▸ Problem description: Below is a listing to transcribe in full and exactly; keep the pictures out.

▸ Information provided:
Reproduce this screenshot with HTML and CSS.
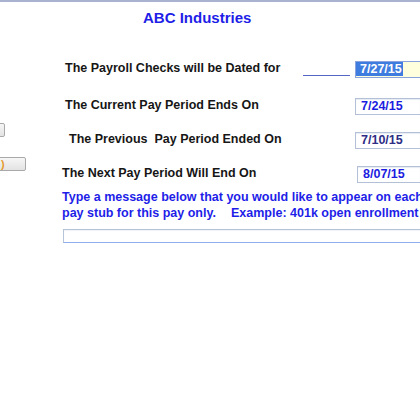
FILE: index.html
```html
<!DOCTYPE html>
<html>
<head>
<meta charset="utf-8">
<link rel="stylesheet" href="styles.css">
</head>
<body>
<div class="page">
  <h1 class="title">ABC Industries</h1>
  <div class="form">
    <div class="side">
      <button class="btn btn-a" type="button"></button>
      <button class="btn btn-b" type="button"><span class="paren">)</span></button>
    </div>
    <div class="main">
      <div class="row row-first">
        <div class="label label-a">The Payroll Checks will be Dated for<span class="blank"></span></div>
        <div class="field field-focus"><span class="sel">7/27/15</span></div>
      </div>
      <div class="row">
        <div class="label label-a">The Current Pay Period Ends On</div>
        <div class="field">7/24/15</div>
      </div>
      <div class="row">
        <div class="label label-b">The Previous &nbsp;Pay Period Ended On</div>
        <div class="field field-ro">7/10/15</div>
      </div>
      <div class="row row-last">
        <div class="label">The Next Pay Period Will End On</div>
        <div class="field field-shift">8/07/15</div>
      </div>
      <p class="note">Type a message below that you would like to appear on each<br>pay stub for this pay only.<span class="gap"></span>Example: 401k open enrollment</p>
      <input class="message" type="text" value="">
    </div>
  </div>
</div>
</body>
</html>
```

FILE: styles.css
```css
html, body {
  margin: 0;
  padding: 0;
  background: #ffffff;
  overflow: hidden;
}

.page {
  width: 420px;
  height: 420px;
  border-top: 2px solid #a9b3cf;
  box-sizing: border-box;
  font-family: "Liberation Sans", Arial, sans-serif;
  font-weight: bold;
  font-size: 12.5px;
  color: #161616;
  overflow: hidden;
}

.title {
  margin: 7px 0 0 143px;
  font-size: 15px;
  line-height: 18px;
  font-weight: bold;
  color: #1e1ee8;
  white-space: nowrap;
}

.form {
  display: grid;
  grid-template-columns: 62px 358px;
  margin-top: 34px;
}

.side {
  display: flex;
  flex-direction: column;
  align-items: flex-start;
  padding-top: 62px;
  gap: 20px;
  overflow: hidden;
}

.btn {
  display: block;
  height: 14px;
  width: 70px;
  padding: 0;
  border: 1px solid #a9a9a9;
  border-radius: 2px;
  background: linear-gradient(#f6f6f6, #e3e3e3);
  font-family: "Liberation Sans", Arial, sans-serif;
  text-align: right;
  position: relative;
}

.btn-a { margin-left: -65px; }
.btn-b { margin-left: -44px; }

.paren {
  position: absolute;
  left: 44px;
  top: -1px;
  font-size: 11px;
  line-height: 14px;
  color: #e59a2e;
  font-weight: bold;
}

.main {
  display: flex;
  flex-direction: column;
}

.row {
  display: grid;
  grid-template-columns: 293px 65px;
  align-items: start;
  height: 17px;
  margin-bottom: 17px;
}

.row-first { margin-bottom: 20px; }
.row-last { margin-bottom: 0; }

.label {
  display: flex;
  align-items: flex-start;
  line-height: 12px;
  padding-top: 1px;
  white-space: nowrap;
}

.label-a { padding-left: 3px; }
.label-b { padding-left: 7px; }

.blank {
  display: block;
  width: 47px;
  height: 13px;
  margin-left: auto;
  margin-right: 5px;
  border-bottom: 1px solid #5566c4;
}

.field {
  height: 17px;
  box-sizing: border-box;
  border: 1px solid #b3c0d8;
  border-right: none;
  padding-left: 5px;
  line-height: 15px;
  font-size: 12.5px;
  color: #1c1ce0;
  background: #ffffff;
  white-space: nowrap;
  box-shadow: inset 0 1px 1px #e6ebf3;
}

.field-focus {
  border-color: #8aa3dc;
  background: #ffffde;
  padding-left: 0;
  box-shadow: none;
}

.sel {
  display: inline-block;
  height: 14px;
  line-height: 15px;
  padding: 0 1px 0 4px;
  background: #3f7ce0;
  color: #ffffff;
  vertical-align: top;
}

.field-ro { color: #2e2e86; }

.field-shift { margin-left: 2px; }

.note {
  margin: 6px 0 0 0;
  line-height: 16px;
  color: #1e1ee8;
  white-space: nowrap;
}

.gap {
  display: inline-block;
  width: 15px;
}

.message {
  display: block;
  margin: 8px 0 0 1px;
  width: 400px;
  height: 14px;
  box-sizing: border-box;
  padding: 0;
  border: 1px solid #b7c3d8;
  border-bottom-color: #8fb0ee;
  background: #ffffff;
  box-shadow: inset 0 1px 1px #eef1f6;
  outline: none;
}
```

▸ Exercise solution:
Reproduce this screenshot with HTML and CSS.
FILE: index.html
```html
<!DOCTYPE html>
<html>
<head>
<meta charset="utf-8">
<link rel="stylesheet" href="styles.css">
</head>
<body>
<div class="page">
  <h1 class="title">ABC Industries</h1>
  <div class="form">
    <div class="side">
      <button class="btn btn-a" type="button"></button>
      <button class="btn btn-b" type="button"><span class="paren">)</span></button>
    </div>
    <div class="main">
      <div class="row row-first">
        <div class="label label-a">The Payroll Checks will be Dated for<span class="blank"></span></div>
        <div class="field field-focus"><span class="sel">7/27/15</span></div>
      </div>
      <div class="row">
        <div class="label label-a">The Current Pay Period Ends On</div>
        <div class="field">7/24/15</div>
      </div>
      <div class="row">
        <div class="label label-b">The Previous &nbsp;Pay Period Ended On</div>
        <div class="field field-ro">7/10/15</div>
      </div>
      <div class="row row-last">
        <div class="label">The Next Pay Period Will End On</div>
        <div class="field field-shift">8/07/15</div>
      </div>
      <p class="note">Type a message below that you would like to appear on each<br>pay stub for this pay only.<span class="gap"></span>Example: 401k open enrollment</p>
      <input class="message" type="text" value="">
    </div>
  </div>
</div>
</body>
</html>
```

FILE: styles.css
```css
html, body {
  margin: 0;
  padding: 0;
  background: #ffffff;
  overflow: hidden;
}

.page {
  width: 420px;
  height: 420px;
  border-top: 2px solid #a9b3cf;
  box-sizing: border-box;
  font-family: "Liberation Sans", Arial, sans-serif;
  font-weight: bold;
  font-size: 12.5px;
  color: #161616;
  overflow: hidden;
}

.title {
  margin: 7px 0 0 143px;
  font-size: 15px;
  line-height: 18px;
  font-weight: bold;
  color: #1e1ee8;
  white-space: nowrap;
}

.form {
  display: grid;
  grid-template-columns: 62px 358px;
  margin-top: 34px;
}

.side {
  display: flex;
  flex-direction: column;
  align-items: flex-start;
  padding-top: 62px;
  gap: 20px;
  overflow: hidden;
}

.btn {
  display: block;
  height: 14px;
  width: 70px;
  padding: 0;
  border: 1px solid #a9a9a9;
  border-radius: 2px;
  background: linear-gradient(#f6f6f6, #e3e3e3);
  font-family: "Liberation Sans", Arial, sans-serif;
  text-align: right;
  position: relative;
}

.btn-a { margin-left: -65px; }
.btn-b { margin-left: -44px; }

.paren {
  position: absolute;
  left: 44px;
  top: -1px;
  font-size: 11px;
  line-height: 14px;
  color: #e59a2e;
  font-weight: bold;
}

.main {
  display: flex;
  flex-direction: column;
}

.row {
  display: grid;
  grid-template-columns: 293px 65px;
  align-items: start;
  height: 17px;
  margin-bottom: 17px;
}

.row-first { margin-bottom: 20px; }
.row-last { margin-bottom: 0; }

.label {
  display: flex;
  align-items: flex-start;
  line-height: 12px;
  padding-top: 1px;
  white-space: nowrap;
}

.label-a { padding-left: 3px; }
.label-b { padding-left: 7px; }

.blank {
  display: block;
  width: 47px;
  height: 13px;
  margin-left: auto;
  margin-right: 5px;
  border-bottom: 1px solid #5566c4;
}

.field {
  height: 17px;
  box-sizing: border-box;
  border: 1px solid #b3c0d8;
  border-right: none;
  padding-left: 5px;
  line-height: 15px;
  font-size: 12.5px;
  color: #1c1ce0;
  background: #ffffff;
  white-space: nowrap;
  box-shadow: inset 0 1px 1px #e6ebf3;
}

.field-focus {
  border-color: #8aa3dc;
  background: #ffffde;
  padding-left: 0;
  box-shadow: none;
}

.sel {
  display: inline-block;
  height: 14px;
  line-height: 15px;
  padding: 0 1px 0 4px;
  background: #3f7ce0;
  color: #ffffff;
  vertical-align: top;
}

.field-ro { color: #2e2e86; }

.field-shift { margin-left: 2px; }

.note {
  margin: 6px 0 0 0;
  line-height: 16px;
  color: #1e1ee8;
  white-space: nowrap;
}

.gap {
  display: inline-block;
  width: 15px;
}

.message {
  display: block;
  margin: 8px 0 0 1px;
  width: 400px;
  height: 14px;
  box-sizing: border-box;
  padding: 0;
  border: 1px solid #b7c3d8;
  border-bottom-color: #8fb0ee;
  background: #ffffff;
  box-shadow: inset 0 1px 1px #eef1f6;
  outline: none;
}
```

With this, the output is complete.